Bildung ist demnach weit mehr als Wissen. Denn Wissen alleine schleppen wir mit unserem Smartphone und Google, dem größten Lexikon aller Zeiten, permanent mit uns herum. Wir könnten also die klügsten Menschen aller Zeiten sein. Noch nie war es so einfach, an Wissen zu kommen. Aber ständig erlebe ich Menschen wie das Kaninchen vor der Schlange. Fast in Schockstarre. Oder zumindest in Lethargie. „Bild dir deine Meinung“ wirbt die BILD-Zeitung und bietet Häppchen-Journalismus mit boulevardesker Aufbereitung. Nur die Welt ist sehr komplex und eben nicht auf reduziertem Schlagzeilenformt zu erklären. Wer sich wirklich eine Meinung bilden will, braucht viele Infos und ein Denk-System, um z.B. keinen manipulativen Botschaften auf den Leim zu gehen.

Leider lese ich in Bewerbungen äußerst selten die Aussage: „Ich bin lernbegierig. Ich möchte gerne mehr wissen.“ Vielleicht haben Lernen und Bildung mittlerweile ein schlechtes Image. Langweilig, bieder, old school. Das wäre doch mal was: „Ich lerne so gerne“, strahlt eine junge Frau in die Kamera – und wirkt äußerst sexy. Ich bin mal wieder nicht realistisch. Attraktiver sind Ablenkungsmöglichkeiten. Denken wir nur an Computerspiele, TV-Progamme rund um die Uhr oder auch den derzeitigen Hype um Pokémon. Bestimmt bekomme ich jetzt den Einwand: Dabei könne man auch lernen. Nur was?
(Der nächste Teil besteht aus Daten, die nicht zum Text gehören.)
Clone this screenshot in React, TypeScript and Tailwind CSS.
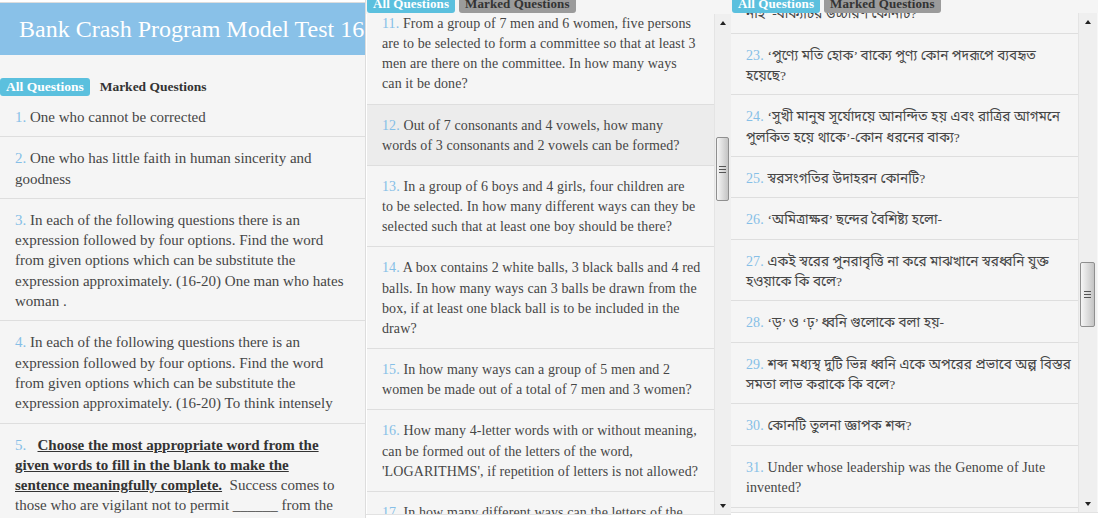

Dabei kann es nichts Wichtigeres geben, als dass wir jungen Menschen die Freude an Bildung, die Lust am Lernen und den Eifer am Weiterentwickeln vermitteln. Wissen alleine reicht jedenfalls nicht. Es geht um die Transferleistung: Bildung, Ereignisse und Entscheidungen in den richtigen Kontext zu setzen. Das ist  mehr als reines (Auswendig)Lernen und zeigt sich nicht nur in guten Noten. Da braucht es Erfahrung, Mut zur Entscheidung und die Bereitschaft, von anderen Beratung anzunehmen. Auch oft zu schweigen, zuzuhören, zu lesen und erst alle Fakten zu sammeln. Bild dir … deine Meinung. Entwickle Hirn – und Herz. Aus dieser Gemengelage entstehen weise Schritte.

In diesem Sinne: carpe diem. Nutzen Sie die Weisheit des Lebens. Tragen Sie selbst dazu bei. Bildung fördert Denken. Denken fördert Bildung.